## Dataset excerpt
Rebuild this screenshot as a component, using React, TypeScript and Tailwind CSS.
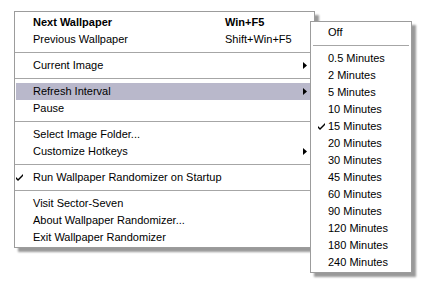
import React from "react";

const font = { fontFamily: '"Liberation Sans", Arial, sans-serif' };

function Check() {
  return (
    <svg width="7" height="7" viewBox="0 0 7 7" className="block">
      <path d="M0 3 L0 5 L2 7 L7 2 L7 0 L2 5 Z" fill="#000" />
    </svg>
  );
}

function Arrow() {
  return (
    <svg width="4" height="7" viewBox="0 0 4 7" className="block">
      <path d="M0 0 L4 3.5 L0 7 Z" fill="#000" />
    </svg>
  );
}

type Item =
  | { sep: true }
  | {
      sep?: false;
      label: string;
      shortcut?: string;
      bold?: boolean;
      sub?: boolean;
      checked?: boolean;
      active?: boolean;
    };

const mainItems: Item[] = [
  { label: "Next Wallpaper", shortcut: "Win+F5", bold: true },
  { label: "Previous Wallpaper", shortcut: "Shift+Win+F5" },
  { sep: true },
  { label: "Current Image", sub: true },
  { sep: true },
  { label: "Refresh Interval", sub: true, active: true },
  { label: "Pause" },
  { sep: true },
  { label: "Select Image Folder..." },
  { label: "Customize Hotkeys", sub: true },
  { sep: true },
  { label: "Run Wallpaper Randomizer on Startup", checked: true },
  { sep: true },
  { label: "Visit Sector-Seven" },
  { label: "About Wallpaper Randomizer..." },
  { label: "Exit Wallpaper Randomizer" },
];

const subItems: string[] = [
  "0.5 Minutes",
  "2 Minutes",
  "5 Minutes",
  "10 Minutes",
  "15 Minutes",
  "20 Minutes",
  "30 Minutes",
  "45 Minutes",
  "60 Minutes",
  "90 Minutes",
  "120 Minutes",
  "180 Minutes",
  "240 Minutes",
];

export default function App() {
  return (
    <div className="w-[428px] h-[288px] bg-white relative overflow-hidden text-[11px] text-black" style={font}>
      <div className="absolute left-[14px] top-[11px] w-[301px] bg-white border border-[#9c9c9c] pt-[2px] pb-[1px] shadow-[4px_4px_2px_rgba(0,0,0,0.4)]">
        {mainItems.map((it, i) =>
          it.sep ? (
            <div key={i} className="h-[9px] flex items-center">
              <div className="h-px w-full bg-[#a6a6a6]" />
            </div>
          ) : (
            <div
              key={i}
              className={`h-[17px] mx-[1px] flex items-center leading-[17px] whitespace-nowrap ${
                it.active ? "bg-[#b9b8cb]" : ""
              }`}
            >
              <div className="w-[17px] flex items-center pl-[0px]">{it.checked ? <Check /> : null}</div>
              <div className={`w-[192px] ${it.bold ? "font-bold" : ""}`}>{it.label}</div>
              <div className={`flex-1 ${it.bold ? "font-bold" : ""}`}>{it.shortcut ?? ""}</div>
              <div className="w-[4px] mr-[6px] flex items-center">{it.sub ? <Arrow /> : null}</div>
            </div>
          )
        )}
      </div>

      <div className="absolute left-[310px] top-[21px] w-[102px] bg-white border border-[#9c9c9c] pt-[2px] pb-[1px] shadow-[4px_4px_2px_rgba(0,0,0,0.4)]">
        <div className="h-[17px] flex items-center leading-[17px] pl-[17px]">Off</div>
        <div className="h-[9px] flex items-center px-[2px]">
          <div className="h-px w-full bg-[#a6a6a6]" />
        </div>
        {subItems.map((s) => (
          <div key={s} className="h-[17px] flex items-center leading-[17px] whitespace-nowrap">
            <div className="w-[17px] pl-[7px] flex items-center">{s === "15 Minutes" ? <Check /> : null}</div>
            <div>{s}</div>
          </div>
        ))}
      </div>
    </div>
  );
}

## Problem requirements
Your task is to repeat the data above exactly while excluding the pictures.

## Response below
Rebuild this screenshot as a component, using React, TypeScript and Tailwind CSS.
import React from "react";

const font = { fontFamily: '"Liberation Sans", Arial, sans-serif' };

function Check() {
  return (
    <svg width="7" height="7" viewBox="0 0 7 7" className="block">
      <path d="M0 3 L0 5 L2 7 L7 2 L7 0 L2 5 Z" fill="#000" />
    </svg>
  );
}

function Arrow() {
  return (
    <svg width="4" height="7" viewBox="0 0 4 7" className="block">
      <path d="M0 0 L4 3.5 L0 7 Z" fill="#000" />
    </svg>
  );
}

type Item =
  | { sep: true }
  | {
      sep?: false;
      label: string;
      shortcut?: string;
      bold?: boolean;
      sub?: boolean;
      checked?: boolean;
      active?: boolean;
    };

const mainItems: Item[] = [
  { label: "Next Wallpaper", shortcut: "Win+F5", bold: true },
  { label: "Previous Wallpaper", shortcut: "Shift+Win+F5" },
  { sep: true },
  { label: "Current Image", sub: true },
  { sep: true },
  { label: "Refresh Interval", sub: true, active: true },
  { label: "Pause" },
  { sep: true },
  { label: "Select Image Folder..." },
  { label: "Customize Hotkeys", sub: true },
  { sep: true },
  { label: "Run Wallpaper Randomizer on Startup", checked: true },
  { sep: true },
  { label: "Visit Sector-Seven" },
  { label: "About Wallpaper Randomizer..." },
  { label: "Exit Wallpaper Randomizer" },
];

const subItems: string[] = [
  "0.5 Minutes",
  "2 Minutes",
  "5 Minutes",
  "10 Minutes",
  "15 Minutes",
  "20 Minutes",
  "30 Minutes",
  "45 Minutes",
  "60 Minutes",
  "90 Minutes",
  "120 Minutes",
  "180 Minutes",
  "240 Minutes",
];

export default function App() {
  return (
    <div className="w-[428px] h-[288px] bg-white relative overflow-hidden text-[11px] text-black" style={font}>
      <div className="absolute left-[14px] top-[11px] w-[301px] bg-white border border-[#9c9c9c] pt-[2px] pb-[1px] shadow-[4px_4px_2px_rgba(0,0,0,0.4)]">
        {mainItems.map((it, i) =>
          it.sep ? (
            <div key={i} className="h-[9px] flex items-center">
              <div className="h-px w-full bg-[#a6a6a6]" />
            </div>
          ) : (
            <div
              key={i}
              className={`h-[17px] mx-[1px] flex items-center leading-[17px] whitespace-nowrap ${
                it.active ? "bg-[#b9b8cb]" : ""
              }`}
            >
              <div className="w-[17px] flex items-center pl-[0px]">{it.checked ? <Check /> : null}</div>
              <div className={`w-[192px] ${it.bold ? "font-bold" : ""}`}>{it.label}</div>
              <div className={`flex-1 ${it.bold ? "font-bold" : ""}`}>{it.shortcut ?? ""}</div>
              <div className="w-[4px] mr-[6px] flex items-center">{it.sub ? <Arrow /> : null}</div>
            </div>
          )
        )}
      </div>

      <div className="absolute left-[310px] top-[21px] w-[102px] bg-white border border-[#9c9c9c] pt-[2px] pb-[1px] shadow-[4px_4px_2px_rgba(0,0,0,0.4)]">
        <div className="h-[17px] flex items-center leading-[17px] pl-[17px]">Off</div>
        <div className="h-[9px] flex items-center px-[2px]">
          <div className="h-px w-full bg-[#a6a6a6]" />
        </div>
        {subItems.map((s) => (
          <div key={s} className="h-[17px] flex items-center leading-[17px] whitespace-nowrap">
            <div className="w-[17px] pl-[7px] flex items-center">{s === "15 Minutes" ? <Check /> : null}</div>
            <div>{s}</div>
          </div>
        ))}
      </div>
    </div>
  );
}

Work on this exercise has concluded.